O que o senhor está achando do posicionamento brasileiro e o que espera daqui para a frente?
Agradecemos ao Brasil em todos os níveis. A posição do Brasil está de acordo com o direito internacional, é uma posição soberana, que expressa uma sensibilidade humana e política refinada de observar e proteger o direito internacional. Se um palestino levanta as mãos e levanta armas, é um terrorista e sai todo um coro internacional para dizer que é uma guerra entre duas partes. Não é uma guerra, é um genocídio. Este que levanta sua mão protestando é um defensor da liberdade. Não são bandidos, não são bandoleiros, são defensores da liberdade, do direito palestino. Uma correlação tem que mudar, de uma maneira ou de outra. A comunidade internacional tem que seguir o exemplo do Brasil, Equador, Venezuela, Bolívia, Chile, Peru, El Salvador. Tem que fazer algo para dizer a Israel que isto não pode continuar. No momento que o mundo, em sua totalidade, levanta a voz e falamos a Israel “chega”, começamos a colocá-los no caminho correto para resolver este problema.Eu espero que esta pressão internacional continue crescendo ao máximo possível para pôr fim a este conflito.
Há algum plano de remoção temporária dos civis para campos de refugiados, na tentativa de poupar vidas de civis na Faixa de Gaza?

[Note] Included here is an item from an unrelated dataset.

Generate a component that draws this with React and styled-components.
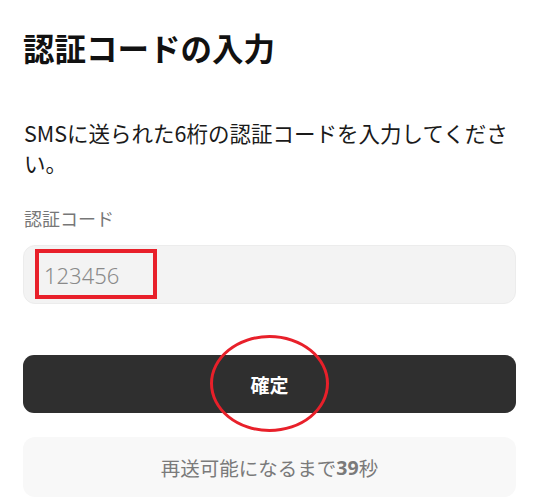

Em primeiro lugar, há que haver um cessar-fogo. Esse é o primeiro passo. Depois, permitir-nos enterrar nossos mortos e sarar nossos feridos para poder começar a reconstrução da Faixa de Gaza. Remover palestinos para fora da Faixa de Gaza é uma história que acabou. Não vamos fazer isso, porque isso já aconteceu. Em 1948, quando Israel começa a implementar esses massacres, 88% da população palestina saiu da Palestina. Em 1967, só saíram 11%. Posteriormente, zero porcento. Acreditamos que se alguém sai, vai continuar sendo refugiado em outro lugar. Os que saíram, foram para a Jordânia, depois para Iraque, depois para a Síria e, de lá, uns chegaram ao Brasil. Cinco vezes refugiados. Não vamos sair de nosso território. O trabalho imediato é interromper o fogo, voltar à mesa de negociação e recomeçar a reconstrução da Palestina.